**Exercise materials:**
· · · ·

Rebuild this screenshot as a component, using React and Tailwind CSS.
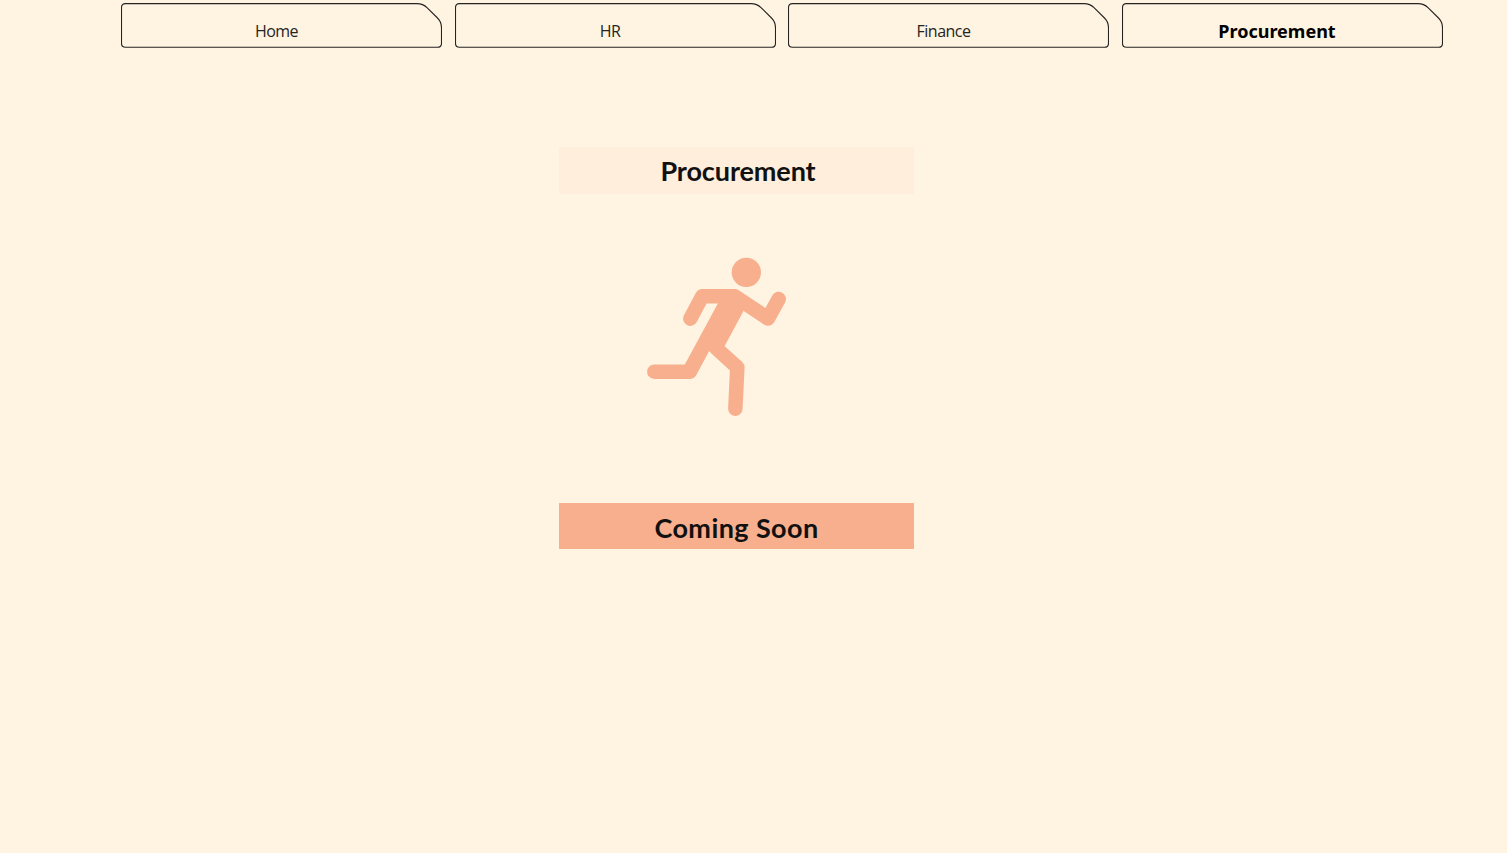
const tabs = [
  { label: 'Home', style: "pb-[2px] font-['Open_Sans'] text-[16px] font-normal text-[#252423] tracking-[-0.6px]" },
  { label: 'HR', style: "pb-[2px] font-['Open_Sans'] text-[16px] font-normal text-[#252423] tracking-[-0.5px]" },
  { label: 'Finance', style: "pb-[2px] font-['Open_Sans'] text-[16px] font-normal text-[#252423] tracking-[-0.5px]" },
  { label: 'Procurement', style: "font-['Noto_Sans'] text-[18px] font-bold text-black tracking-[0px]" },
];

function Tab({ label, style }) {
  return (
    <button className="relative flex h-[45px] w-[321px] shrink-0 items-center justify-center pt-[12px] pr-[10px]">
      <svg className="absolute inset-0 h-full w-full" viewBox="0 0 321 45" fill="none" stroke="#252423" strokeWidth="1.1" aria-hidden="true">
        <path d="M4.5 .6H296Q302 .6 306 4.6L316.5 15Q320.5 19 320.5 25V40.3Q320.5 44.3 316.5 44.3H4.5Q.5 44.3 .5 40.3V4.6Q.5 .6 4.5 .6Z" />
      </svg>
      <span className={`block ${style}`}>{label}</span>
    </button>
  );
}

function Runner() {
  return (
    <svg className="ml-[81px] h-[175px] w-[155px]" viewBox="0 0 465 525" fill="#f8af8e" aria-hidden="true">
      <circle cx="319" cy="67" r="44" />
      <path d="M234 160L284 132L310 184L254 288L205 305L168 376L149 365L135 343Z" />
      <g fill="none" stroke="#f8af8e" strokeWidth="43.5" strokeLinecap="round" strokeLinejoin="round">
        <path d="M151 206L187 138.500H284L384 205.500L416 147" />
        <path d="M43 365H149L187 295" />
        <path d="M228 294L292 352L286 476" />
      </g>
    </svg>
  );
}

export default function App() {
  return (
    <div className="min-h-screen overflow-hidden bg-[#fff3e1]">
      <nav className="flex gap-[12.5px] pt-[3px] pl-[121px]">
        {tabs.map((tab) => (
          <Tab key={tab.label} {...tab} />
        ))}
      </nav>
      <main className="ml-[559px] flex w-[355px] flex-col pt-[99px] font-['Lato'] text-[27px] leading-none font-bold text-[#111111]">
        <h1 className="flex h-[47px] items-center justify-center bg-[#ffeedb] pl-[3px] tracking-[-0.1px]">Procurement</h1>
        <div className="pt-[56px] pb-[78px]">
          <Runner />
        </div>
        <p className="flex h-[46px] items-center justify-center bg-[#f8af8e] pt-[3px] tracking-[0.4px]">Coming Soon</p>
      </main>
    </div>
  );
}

· · · ·

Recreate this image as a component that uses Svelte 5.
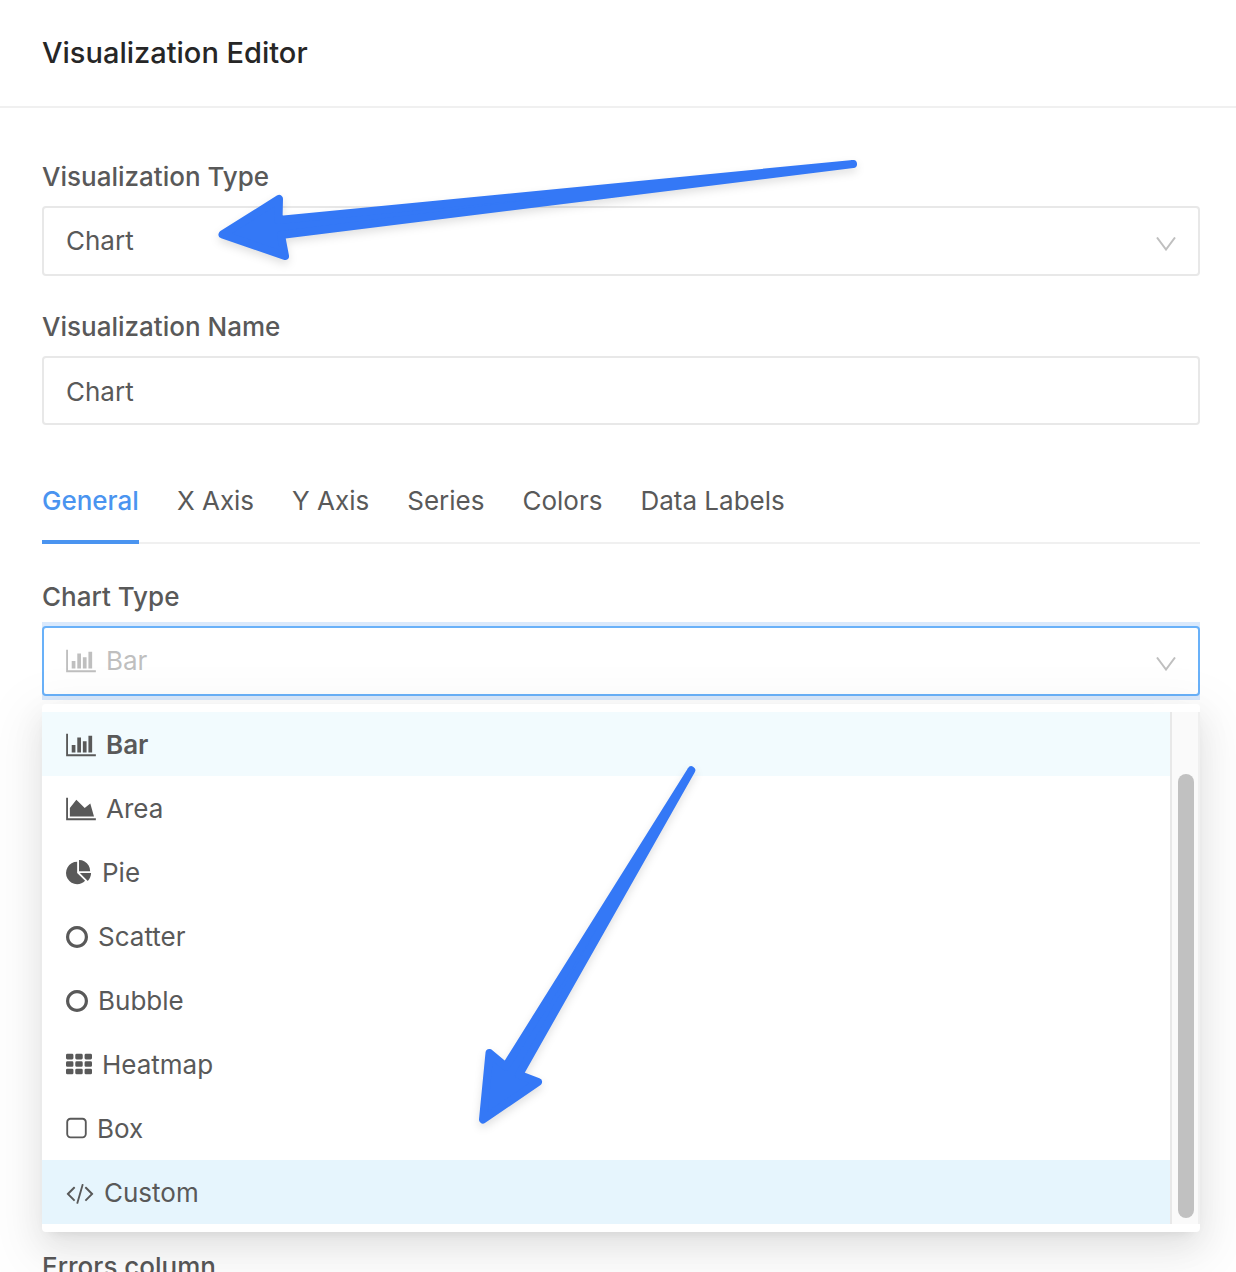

· · · ·

**Given instruction:**
Show the lines of the records that contain the word "this".

**Answer:**
Rebuild this screenshot as a component, using React and Tailwind CSS.
Recreate this image as a component that uses Svelte 5.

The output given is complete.